If you are dissatisfied, you probably want change. Try imposing change on another person, and you will discover that most people aren’t interested. Another person may be dissatisfied, but they probably aren’t ready to sign onto your vision. Intentional change often fails.
Change is all around us. I think we live in an era when change is accelerating. Our children learn to be comfortable with more change than we were, and we wonder that our parent’s lives were remarkably tranquil with little change.
Leadership Coaching for an Emerging Change Master
Some change just arises from natural conditions. Markets change, new products arise, people move on. Another change is prodded forward by an emerging change master. The change master agitates for new conditions. Why does this kind of change fail?
People stop change from happening. That is not the only reason, yet when a leader says, “We’re going this a-way” other people may not be convinced. A good leader takes care to sign people up. It takes a lot of work. Individual motivation has to be understood, and a lot of listening is needed as well. People will either sign on to the change process, or fight against it. Some people resist openly.

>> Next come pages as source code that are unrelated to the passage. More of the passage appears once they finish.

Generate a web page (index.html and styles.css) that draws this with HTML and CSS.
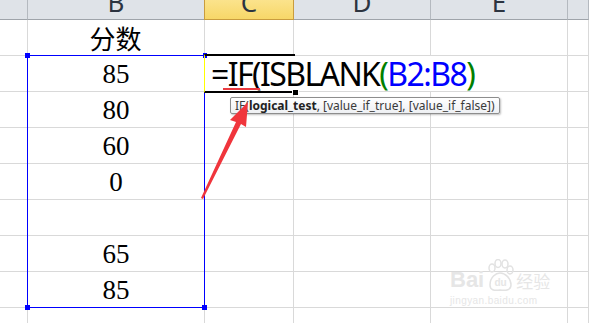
FILE: index.html
```html
<!DOCTYPE html>
<html lang="zh-CN">
<head>
	<meta charset="UTF-8">
	<title>IF ISBLANK</title>
	<link rel="stylesheet" href="styles.css">
</head>
<body>
	<div class="sheet">
		<div class="hd"></div>
		<div class="hd">B</div>
		<div class="hd hd-on">C</div>
		<div class="hd">D</div>
		<div class="hd">E</div>
		<div class="hd"></div>

		<div class="cell"></div>
		<div class="cell num cn">分数</div>
		<div class="cell"></div>
		<div class="cell"></div>
		<div class="cell"></div>
		<div class="cell"></div>

		<div class="cell"></div>
		<div class="cell num">85</div>
		<div class="cell formula">=IF(ISBLANK<span class="g">(</span><span class="b">B2:B8</span><span class="g">)</span></div>
		<div class="cell"></div>

		<div class="cell"></div>
		<div class="cell num">80</div>
		<div class="cell"></div>
		<div class="cell"></div>
		<div class="cell"></div>
		<div class="cell"></div>

		<div class="cell"></div>
		<div class="cell num">60</div>
		<div class="cell"></div>
		<div class="cell"></div>
		<div class="cell"></div>
		<div class="cell"></div>

		<div class="cell"></div>
		<div class="cell num">0</div>
		<div class="cell"></div>
		<div class="cell"></div>
		<div class="cell"></div>
		<div class="cell"></div>

		<div class="cell"></div>
		<div class="cell num"></div>
		<div class="cell"></div>
		<div class="cell"></div>
		<div class="cell"></div>
		<div class="cell"></div>

		<div class="cell"></div>
		<div class="cell num">65</div>
		<div class="cell"></div>
		<div class="cell"></div>
		<div class="cell"></div>
		<div class="cell"></div>

		<div class="cell"></div>
		<div class="cell num">85</div>
		<div class="cell"></div>
		<div class="cell"></div>
		<div class="cell"></div>
		<div class="cell"></div>

		<div class="cell"></div>
		<div class="cell"></div>
		<div class="cell"></div>
		<div class="cell"></div>
		<div class="cell"></div>
		<div class="cell"></div>
	</div>

	<!-- selection B2:B8 -->
	<div class="range">
		<i class="knob k-tl"></i>
		<i class="knob k-tr"></i>
		<i class="knob k-bl"></i>
		<i class="knob k-br"></i>
	</div>

	<!-- active cell C2 -->
	<div class="active"><i class="fill"></i></div>
	<div class="squiggle"></div>

	<div class="tip">IF(<b>logical_test</b>, [value_if_true], [value_if_false])</div>

	<svg class="arrow" width="70" height="110" viewBox="195 95 70 110">
		<polygon points="201,198 236,122 230,120 248,102 246,127 241,124 203,199" fill="#f0353c"/>
	</svg>

	<div class="mark">
		<div class="mark-top">
			<span class="mark-bai">Bai</span>
			<svg class="paw" width="30" height="34" viewBox="0 0 30 34">
				<g fill="none" stroke="#e2e2e2" stroke-width="1.5">
					<ellipse cx="7" cy="9" rx="3" ry="4"/>
					<ellipse cx="13" cy="4.5" rx="3" ry="4"/>
					<ellipse cx="20" cy="5" rx="3" ry="4"/>
					<ellipse cx="25" cy="11" rx="3" ry="4"/>
					<path d="M5 26 C5 18 11 14 15 14 C20 14 26 19 26 26 C26 31 21 32 15 31 C9 32 5 31 5 26 Z"/>
				</g>
				<text x="15.5" y="27" text-anchor="middle" font-family="Liberation Sans, sans-serif" font-size="10" font-weight="bold" fill="#e6e6e6">du</text>
			</svg>
			<span class="mark-cn">经验</span>
		</div>
		<div class="mark-url">jingyan.baidu.com</div>
	</div>
</body>
</html>
```

FILE: styles.css
```css
html, body {
	margin: 0;
	padding: 0;
	background: #fff;
	overflow: hidden;
}
body {
	width: 589px;
	height: 323px;
	position: relative;
}
.sheet {
	display: grid;
	height: 323px;
	overflow: hidden;
	grid-template-columns: 28px 177px 89px 137px 137px 1fr;
	grid-template-rows: 20px repeat(8, 36px) 1fr;
}
.hd {
	box-sizing: border-box;
	height: 20px;
	background: #dfe3e8;
	border-right: 1px solid #b4b9bf;
	border-bottom: 1px solid #9fa4aa;
	font-family: "Noto Sans", sans-serif;
	font-size: 26px;
	line-height: 5px;
	color: #2c3440;
	text-align: center;
	overflow: hidden;
}
.hd-on {
	background: linear-gradient(#fbe38c, #f7d768);
	border-left: 1px solid #c99c3e;
	border-right: 1px solid #c99c3e;
	border-bottom: 1px solid #c99c3e;
	margin-left: -1px;
}
.cell {
	box-sizing: border-box;
	border-right: 1px solid #d9d9d9;
	border-bottom: 1px solid #d9d9d9;
	min-height: 36px;
}
.num {
	font-family: "Liberation Serif", serif;
	font-size: 27px;
	line-height: 36px;
	text-align: center;
	color: #000;
}
.cn {
	font-family: "Noto Sans CJK SC", sans-serif;
	font-size: 26px;
	line-height: 35px;
	padding-right: 1px;
}
.formula {
	grid-column: span 3;
	font-family: "Noto Sans", sans-serif;
	font-size: 32px;
	letter-spacing: -1.6px;
	line-height: 36px;
	padding-left: 6px;
	color: #000;
	white-space: nowrap;
}
.formula .g {
	color: #008000;
}
.formula .b {
	color: #0000ff;
}
.range {
	position: absolute;
	left: 27px;
	top: 55px;
	width: 176px;
	height: 251px;
	border: 1px solid #0000ff;
}
.knob {
	position: absolute;
	width: 5px;
	height: 5px;
	background: #0000ff;
}
.k-tl { left: -3px; top: -3px; }
.k-tr { right: -3px; top: -3px; width: 4px; }
.k-bl { left: -3px; bottom: -3px; }
.k-br { right: -3px; bottom: -3px; }
.active {
	position: absolute;
	left: 204px;
	top: 54px;
	width: 90px;
	height: 35px;
	border-top: 2px solid #000;
	border-bottom: 2px solid #000;
	border-left: 1px solid #ffff00;
}
.fill {
	position: absolute;
	right: -4px;
	bottom: -4px;
	width: 5px;
	height: 5px;
	background: #000;
	border: 1px solid #fff;
	border-bottom: 0;
}
.squiggle {
	position: absolute;
	left: 223px;
	top: 88px;
	width: 37px;
	height: 2px;
	background: #ea3a40;
}
.tip {
	position: absolute;
	left: 230px;
	top: 97px;
	box-sizing: border-box;
	height: 17px;
	padding: 0 4px;
	border: 1px solid #8d8d8d;
	border-radius: 2px;
	background: linear-gradient(#ffffff, #eef0f3);
	box-shadow: 1px 1px 2px rgba(0, 0, 0, 0.25);
	font-family: "Noto Sans", sans-serif;
	font-size: 12px;
	line-height: 15px;
	color: #3a3a3a;
	white-space: nowrap;
}
.tip b {
	font-weight: bold;
	color: #222;
}
.arrow {
	position: absolute;
	left: 195px;
	top: 95px;
}
.mark {
	position: absolute;
	left: 450px;
	top: 257px;
	color: #e6e6e6;
	font-family: "Liberation Sans", sans-serif;
}
.mark-top {
	display: flex;
	align-items: flex-end;
	gap: 1px;
	height: 36px;
}
.mark-bai {
	font-size: 22px;
	font-weight: bold;
	line-height: 22px;
	margin-bottom: 2px;
}
.mark-cn {
	font-family: "Noto Sans CJK SC", sans-serif;
	font-size: 17px;
	line-height: 20px;
	margin-bottom: 2px;
}
.mark-url {
	font-size: 10px;
	line-height: 10px;
	letter-spacing: 0.4px;
	margin-top: 3px;
}
```
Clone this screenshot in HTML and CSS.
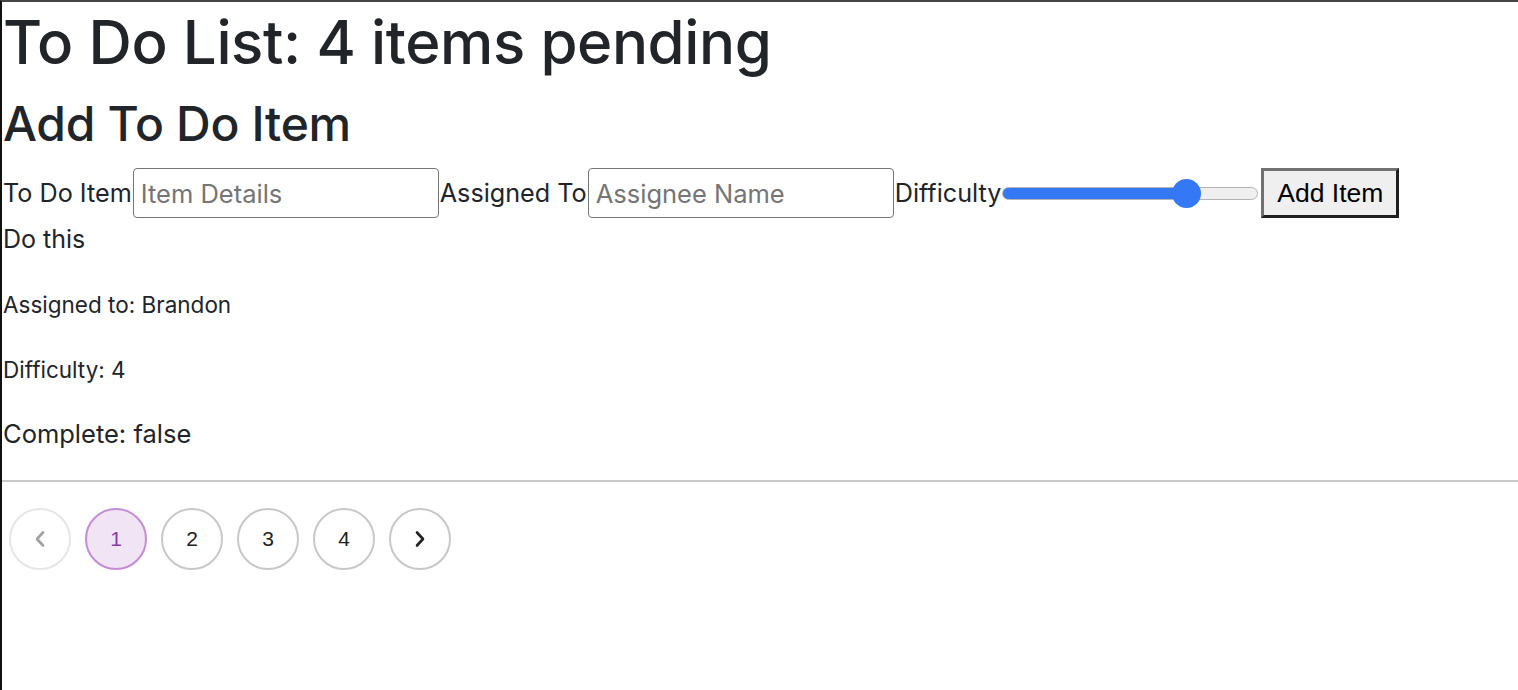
FILE: index.html
```html
<!DOCTYPE html>
<html lang="en">
<head>
<meta charset="utf-8">
<title>To Do List</title>
<link rel="stylesheet" href="styles.css">
</head>
<body>
<header class="page-head">
  <h1 class="title">To Do List: 4 items pending</h1>
</header>
<section class="add">
  <h2 class="add-title">Add To Do Item</h2>
  <form class="add-form">
    <label class="lbl">To Do Item</label>
    <input class="field" type="text" placeholder="Item Details">
    <label class="lbl">Assigned To</label>
    <input class="field" type="text" placeholder="Assignee Name">
    <label class="lbl">Difficulty</label>
    <input class="range" type="range" min="1" max="5" value="4">
    <button class="btn" type="button">Add Item</button>
  </form>
</section>
<section class="item">
  <div class="item-text">Do this</div>
  <p class="item-meta">Assigned to: Brandon</p>
  <p class="item-meta">Difficulty: 4</p>
  <div class="item-status">Complete: false</div>
</section>
<hr class="divider">
<nav class="pager">
  <button class="pg pg-disabled" type="button" aria-label="previous">
    <svg width="20" height="20" viewBox="0 0 20 20"><path d="M13 3.5 L7 10 L13 16.5" fill="none" stroke="currentColor" stroke-width="2.6" stroke-linecap="round" stroke-linejoin="round"/></svg>
  </button>
  <button class="pg pg-active" type="button">1</button>
  <button class="pg" type="button">2</button>
  <button class="pg" type="button">3</button>
  <button class="pg" type="button">4</button>
  <button class="pg" type="button" aria-label="next">
    <svg width="20" height="20" viewBox="0 0 20 20"><path d="M7 3.5 L13 10 L7 16.5" fill="none" stroke="currentColor" stroke-width="2.6" stroke-linecap="round" stroke-linejoin="round"/></svg>
  </button>
</nav>
</body>
</html>
```

FILE: styles.css
```css
html, body {
  margin: 0;
  padding: 0;
}
body {
  min-height: 100vh;
  box-sizing: border-box;
  border-top: 2px solid #454545;
  border-left: 2px solid #111;
  padding-left: 1px;
  font-family: Inter, "Liberation Sans", sans-serif;
  color: #212529;
  background: #fff;
}
.title {
  margin: 4px 0 0;
  font-size: 60px;
  font-weight: 500;
  line-height: 72px;
  letter-spacing: -0.4px;
}
.add-title {
  margin: 17px 0 0;
  font-size: 48px;
  font-weight: 500;
  line-height: 58px;
  letter-spacing: -0.3px;
}
.add-form {
  display: flex;
  align-items: center;
  margin-top: 15px;
}
.lbl {
  font-size: 25.2px;
  line-height: 30px;
}
.field {
  box-sizing: border-box;
  width: 306px;
  height: 50px;
  margin: 0 1px;
  padding: 0 7px;
  border: 1px solid #767676;
  border-radius: 4px;
  font-family: Inter, "Liberation Sans", sans-serif;
  font-size: 25.5px;
  color: #212529;
}
.field::placeholder {
  color: #757575;
}
.range {
  -webkit-appearance: none;
  appearance: none;
  box-sizing: border-box;
  width: 256px;
  height: 13px;
  margin: 0 3px 0 1px;
  border: 1px solid #b4b4b4;
  border-radius: 7px;
  background: linear-gradient(to right, #3478f6 0 72%, #efefef 72%);
}
.range::-webkit-slider-thumb {
  -webkit-appearance: none;
  appearance: none;
  width: 29px;
  height: 29px;
  border-radius: 50%;
  background: #3478f6;
  border: none;
}
.btn {
  box-sizing: border-box;
  width: 138px;
  height: 50px;
  padding: 0;
  background: #efefef;
  border-style: solid;
  border-width: 3px;
  border-color: #717171 #1f1f1f #1f1f1f #717171;
  font-family: "Liberation Sans", Arial, sans-serif;
  font-size: 26.5px;
  color: #000;
}
.item {
  margin-top: 6px;
}
.item-text {
  font-size: 25px;
  line-height: 30px;
}
.item-meta {
  font-size: 22.5px;
  line-height: 28px;
  margin: 37px 0 0;
}
.item-status {
  margin-top: 35px;
  font-size: 25.5px;
  line-height: 30px;
}
.divider {
  margin: 31px 0 0 -1px;
  border: 0;
  border-top: 2px solid #cacaca;
  height: 0;
}
.pager {
  display: flex;
  gap: 14px;
  margin-top: 26px;
  padding-left: 6px;
}
.pg {
  box-sizing: border-box;
  width: 62px;
  height: 62px;
  border-radius: 50%;
  border: 2px solid #c8c8c8;
  background: #fff;
  padding: 0;
  display: flex;
  align-items: center;
  justify-content: center;
  font-family: "Liberation Sans", Arial, sans-serif;
  font-size: 21px;
  color: #222;
}
.pg-disabled {
  border-color: #e6e6e6;
  color: #a0a0a0;
}
.pg-active {
  background: #f1e4f5;
  border-color: #c58cd6;
  color: #8a3aab;
}
```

Other peopled resist in nuanced, subtle ways.
Some people will do all that they can – even under orders to cooperate – to hinder a determined change effort.
Don’t Let Culture Tune You Out of Change
In many cases, change efforts fail because the goal of the change is too radical when compared with the existing tenets of the workplace. Imagine that you can have a dialogue with the workplace culture:
• YOU: We’re going to change the way we work!
• CULTURE: I don’t know, that doesn’t sound good.
• YOU: Wait until you see how this works – you will love it!
• CULTURE: Sorry, I’m not buying it. Sure you speak up and make a lot of noise. But everyone’s listening to me! And that goal you have – that’s extreme for us!
• YOU: We can do it! We’re strong, and I have a lot of good ideas.
• CULTURE: OK, you made your point. Time for me to do internal maintenance. Bye bye, little man.
And with that, the culture has tuned you out, to do something more familiar and secure to it. If you try to bring up the change effort again, the culture has already decided that you are a waste of time.
Some change efforts will fail because of a poor plan. The leader has not considered what is coming up, how extreme the change is, or what people’s needs are. Even if people get on board the plan, some change efforts start out with failure and don’t seem to make progress after that. With each milestone that fails, the chances of building momentum with a change effort drop significantly. After three failed events, the chances are huge that the change effort is already history.
Has the change effort been deemed important by the executives in your company? How about a few people throughout the company who may not be C-level, yet are highly influential? Every organization over 15 people has coalitions that matter, and not every coalition leader wants your change program. Have you included the influential voices in your company with your program of change?